### Required task
Could you retype the lines below, starting at the line holding "What React and" and stopping at the line holding "import React from", inclusive? Copy them exactly and drop the images.

### Task material
* * * *
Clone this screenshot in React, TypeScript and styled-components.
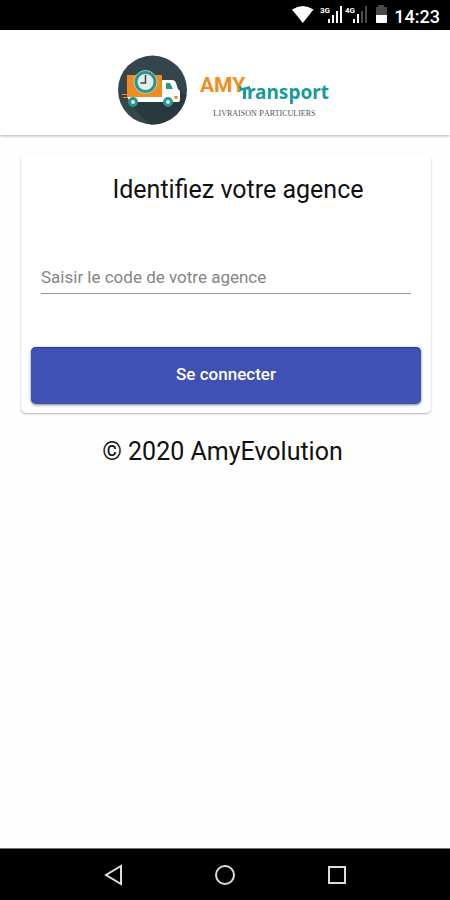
* * * *
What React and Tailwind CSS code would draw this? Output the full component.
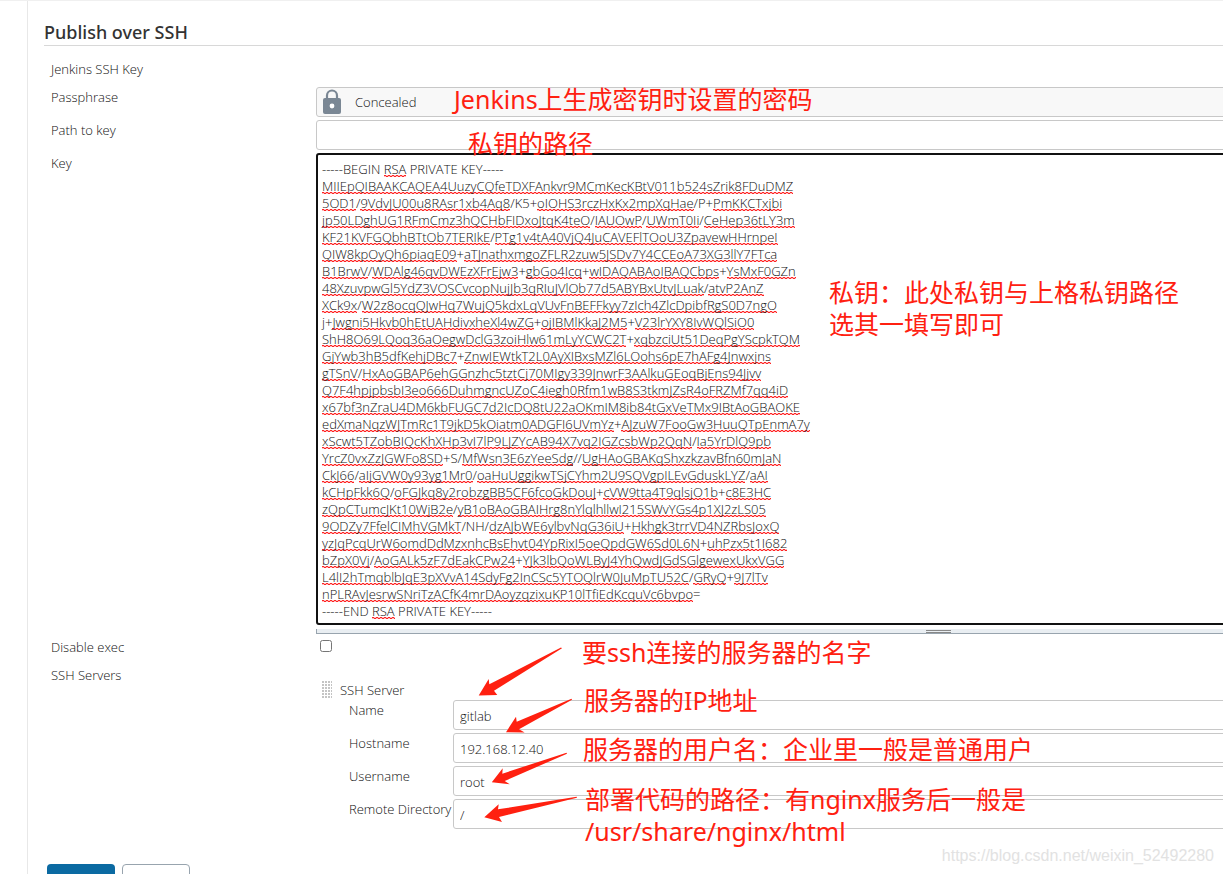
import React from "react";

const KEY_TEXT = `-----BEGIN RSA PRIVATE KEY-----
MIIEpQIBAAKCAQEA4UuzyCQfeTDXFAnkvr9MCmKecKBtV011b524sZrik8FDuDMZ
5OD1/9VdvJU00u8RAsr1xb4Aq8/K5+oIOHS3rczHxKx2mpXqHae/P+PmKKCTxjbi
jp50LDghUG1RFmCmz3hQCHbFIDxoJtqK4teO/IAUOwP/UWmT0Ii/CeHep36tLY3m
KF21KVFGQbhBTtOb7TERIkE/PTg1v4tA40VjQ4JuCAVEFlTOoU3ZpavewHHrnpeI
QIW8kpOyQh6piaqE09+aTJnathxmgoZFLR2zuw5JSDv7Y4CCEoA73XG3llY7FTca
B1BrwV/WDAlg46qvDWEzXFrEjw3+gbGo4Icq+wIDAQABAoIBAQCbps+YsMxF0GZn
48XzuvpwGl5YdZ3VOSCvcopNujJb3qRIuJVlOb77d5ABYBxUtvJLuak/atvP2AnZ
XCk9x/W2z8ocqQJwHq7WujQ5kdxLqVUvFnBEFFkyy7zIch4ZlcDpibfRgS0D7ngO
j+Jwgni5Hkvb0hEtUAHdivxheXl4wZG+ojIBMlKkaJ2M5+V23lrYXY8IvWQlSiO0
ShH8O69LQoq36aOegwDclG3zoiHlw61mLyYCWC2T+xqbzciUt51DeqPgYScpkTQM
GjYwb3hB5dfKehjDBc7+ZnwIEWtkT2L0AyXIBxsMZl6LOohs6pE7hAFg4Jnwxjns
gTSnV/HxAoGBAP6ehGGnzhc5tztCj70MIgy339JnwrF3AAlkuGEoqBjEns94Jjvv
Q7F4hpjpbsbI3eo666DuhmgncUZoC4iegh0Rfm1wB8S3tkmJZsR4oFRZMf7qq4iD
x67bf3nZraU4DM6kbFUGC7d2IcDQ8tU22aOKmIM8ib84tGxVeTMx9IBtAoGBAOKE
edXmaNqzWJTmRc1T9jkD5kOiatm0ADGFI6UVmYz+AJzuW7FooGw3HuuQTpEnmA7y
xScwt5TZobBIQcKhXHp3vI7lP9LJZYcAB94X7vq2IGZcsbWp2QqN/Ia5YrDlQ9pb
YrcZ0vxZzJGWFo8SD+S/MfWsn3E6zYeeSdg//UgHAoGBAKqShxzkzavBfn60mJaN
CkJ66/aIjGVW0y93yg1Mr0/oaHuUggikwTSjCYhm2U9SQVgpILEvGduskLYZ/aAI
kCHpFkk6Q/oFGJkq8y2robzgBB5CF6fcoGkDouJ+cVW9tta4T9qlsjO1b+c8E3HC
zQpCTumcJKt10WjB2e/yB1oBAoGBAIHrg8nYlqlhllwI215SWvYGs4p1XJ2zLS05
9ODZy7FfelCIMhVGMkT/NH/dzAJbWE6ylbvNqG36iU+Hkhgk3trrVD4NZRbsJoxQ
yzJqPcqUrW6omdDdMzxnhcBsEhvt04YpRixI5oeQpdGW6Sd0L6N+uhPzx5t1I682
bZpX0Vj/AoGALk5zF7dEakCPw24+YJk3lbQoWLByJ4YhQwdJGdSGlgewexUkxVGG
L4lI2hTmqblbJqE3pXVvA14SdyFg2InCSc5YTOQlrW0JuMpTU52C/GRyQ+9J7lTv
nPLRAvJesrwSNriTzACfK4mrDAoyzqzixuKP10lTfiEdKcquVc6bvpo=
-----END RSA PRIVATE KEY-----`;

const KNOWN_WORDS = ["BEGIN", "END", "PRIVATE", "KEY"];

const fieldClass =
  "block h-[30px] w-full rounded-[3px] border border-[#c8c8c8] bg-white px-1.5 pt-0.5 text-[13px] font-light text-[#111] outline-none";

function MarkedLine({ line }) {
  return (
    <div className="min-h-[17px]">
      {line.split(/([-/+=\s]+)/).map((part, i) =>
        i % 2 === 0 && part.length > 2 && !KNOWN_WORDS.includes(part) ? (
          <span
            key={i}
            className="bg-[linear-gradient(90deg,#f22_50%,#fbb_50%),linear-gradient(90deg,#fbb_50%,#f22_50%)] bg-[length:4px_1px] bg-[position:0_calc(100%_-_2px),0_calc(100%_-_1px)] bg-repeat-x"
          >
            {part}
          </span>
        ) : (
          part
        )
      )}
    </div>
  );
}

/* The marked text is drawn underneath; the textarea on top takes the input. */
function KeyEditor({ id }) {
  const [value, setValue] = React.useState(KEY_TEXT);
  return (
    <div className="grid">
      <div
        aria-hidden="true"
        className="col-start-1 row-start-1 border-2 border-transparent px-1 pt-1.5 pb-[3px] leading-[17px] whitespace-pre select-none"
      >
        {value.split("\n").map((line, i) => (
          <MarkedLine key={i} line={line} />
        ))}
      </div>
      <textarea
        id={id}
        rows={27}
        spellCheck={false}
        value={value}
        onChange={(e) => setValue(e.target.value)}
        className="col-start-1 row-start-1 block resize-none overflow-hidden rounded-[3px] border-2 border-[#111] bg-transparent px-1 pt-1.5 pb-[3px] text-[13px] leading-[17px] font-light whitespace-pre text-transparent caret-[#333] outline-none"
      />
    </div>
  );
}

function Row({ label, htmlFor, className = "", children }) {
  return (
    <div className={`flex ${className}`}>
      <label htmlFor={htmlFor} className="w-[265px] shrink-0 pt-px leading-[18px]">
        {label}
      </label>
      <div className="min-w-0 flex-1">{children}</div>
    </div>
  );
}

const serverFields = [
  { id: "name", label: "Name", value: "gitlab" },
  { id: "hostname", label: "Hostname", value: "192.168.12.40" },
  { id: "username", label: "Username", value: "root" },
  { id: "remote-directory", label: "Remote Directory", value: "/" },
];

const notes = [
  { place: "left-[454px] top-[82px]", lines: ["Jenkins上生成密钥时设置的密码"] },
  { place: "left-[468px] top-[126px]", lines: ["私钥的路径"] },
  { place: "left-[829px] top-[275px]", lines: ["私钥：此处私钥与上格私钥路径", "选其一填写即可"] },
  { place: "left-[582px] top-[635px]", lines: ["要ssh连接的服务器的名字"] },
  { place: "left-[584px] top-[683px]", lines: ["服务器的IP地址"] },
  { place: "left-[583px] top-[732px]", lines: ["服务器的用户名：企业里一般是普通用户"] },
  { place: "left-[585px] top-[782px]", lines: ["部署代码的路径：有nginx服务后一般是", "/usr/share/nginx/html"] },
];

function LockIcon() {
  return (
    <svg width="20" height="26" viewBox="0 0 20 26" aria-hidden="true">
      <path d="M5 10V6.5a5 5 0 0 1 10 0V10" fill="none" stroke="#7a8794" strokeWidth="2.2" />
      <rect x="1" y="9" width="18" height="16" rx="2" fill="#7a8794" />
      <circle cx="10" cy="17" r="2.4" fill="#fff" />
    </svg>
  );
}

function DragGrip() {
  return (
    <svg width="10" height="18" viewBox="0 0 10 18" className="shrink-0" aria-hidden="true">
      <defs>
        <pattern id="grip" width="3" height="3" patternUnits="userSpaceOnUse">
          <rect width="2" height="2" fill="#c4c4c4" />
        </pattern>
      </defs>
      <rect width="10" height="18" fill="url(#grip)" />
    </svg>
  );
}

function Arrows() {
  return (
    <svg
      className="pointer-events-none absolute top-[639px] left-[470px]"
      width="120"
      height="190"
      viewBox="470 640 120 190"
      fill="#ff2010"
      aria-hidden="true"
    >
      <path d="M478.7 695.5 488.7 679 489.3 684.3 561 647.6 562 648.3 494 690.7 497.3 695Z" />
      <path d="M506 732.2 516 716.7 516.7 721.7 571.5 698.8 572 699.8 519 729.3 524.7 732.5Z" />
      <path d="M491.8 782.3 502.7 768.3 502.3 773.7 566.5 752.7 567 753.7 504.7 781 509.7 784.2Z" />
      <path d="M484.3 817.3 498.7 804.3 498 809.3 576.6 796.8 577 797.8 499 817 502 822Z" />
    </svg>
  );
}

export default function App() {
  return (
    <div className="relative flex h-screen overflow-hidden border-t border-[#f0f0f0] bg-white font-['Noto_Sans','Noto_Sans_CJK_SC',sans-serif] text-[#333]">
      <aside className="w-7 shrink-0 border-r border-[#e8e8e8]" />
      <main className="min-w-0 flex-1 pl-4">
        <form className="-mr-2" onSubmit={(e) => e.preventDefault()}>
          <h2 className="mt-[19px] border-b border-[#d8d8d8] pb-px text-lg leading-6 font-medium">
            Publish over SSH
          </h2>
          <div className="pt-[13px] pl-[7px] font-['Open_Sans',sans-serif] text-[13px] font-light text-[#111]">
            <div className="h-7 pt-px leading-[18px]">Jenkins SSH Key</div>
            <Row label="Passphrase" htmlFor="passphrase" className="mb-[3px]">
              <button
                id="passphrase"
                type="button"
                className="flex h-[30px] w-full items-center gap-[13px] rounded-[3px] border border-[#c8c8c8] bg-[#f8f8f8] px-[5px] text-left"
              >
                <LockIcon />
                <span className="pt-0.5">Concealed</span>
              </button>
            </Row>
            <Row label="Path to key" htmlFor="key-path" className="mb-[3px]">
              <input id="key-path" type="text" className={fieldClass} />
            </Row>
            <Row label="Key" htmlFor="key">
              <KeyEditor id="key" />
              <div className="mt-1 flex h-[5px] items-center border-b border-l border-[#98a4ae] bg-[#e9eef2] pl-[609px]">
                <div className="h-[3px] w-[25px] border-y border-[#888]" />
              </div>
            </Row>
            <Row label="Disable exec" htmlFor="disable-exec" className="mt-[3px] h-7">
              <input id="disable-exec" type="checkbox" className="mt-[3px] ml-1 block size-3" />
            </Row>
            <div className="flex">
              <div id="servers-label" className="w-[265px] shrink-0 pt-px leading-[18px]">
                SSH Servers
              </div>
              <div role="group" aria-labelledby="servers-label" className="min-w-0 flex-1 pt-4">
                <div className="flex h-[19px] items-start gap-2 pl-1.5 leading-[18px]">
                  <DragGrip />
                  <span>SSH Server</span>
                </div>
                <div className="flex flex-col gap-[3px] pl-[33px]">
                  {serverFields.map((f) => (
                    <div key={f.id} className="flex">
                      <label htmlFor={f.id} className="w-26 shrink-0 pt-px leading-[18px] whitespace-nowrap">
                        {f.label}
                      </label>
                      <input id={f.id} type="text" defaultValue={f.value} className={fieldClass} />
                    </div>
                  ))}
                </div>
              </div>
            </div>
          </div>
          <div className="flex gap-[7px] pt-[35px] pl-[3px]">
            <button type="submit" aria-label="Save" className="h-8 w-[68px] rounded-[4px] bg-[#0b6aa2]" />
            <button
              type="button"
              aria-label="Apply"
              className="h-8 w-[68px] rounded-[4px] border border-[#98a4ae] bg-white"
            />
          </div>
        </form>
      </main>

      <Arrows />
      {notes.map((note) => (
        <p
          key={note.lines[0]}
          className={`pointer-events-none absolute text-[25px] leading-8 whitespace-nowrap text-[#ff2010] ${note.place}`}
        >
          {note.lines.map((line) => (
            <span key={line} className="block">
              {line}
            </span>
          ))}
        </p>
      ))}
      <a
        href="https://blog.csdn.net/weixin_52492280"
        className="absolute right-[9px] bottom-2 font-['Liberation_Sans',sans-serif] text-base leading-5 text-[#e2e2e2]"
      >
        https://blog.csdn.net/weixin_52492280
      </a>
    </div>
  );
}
* * * *
### Answer for this exercise
What React and Tailwind CSS code would draw this? Output the full component.
import React from "react";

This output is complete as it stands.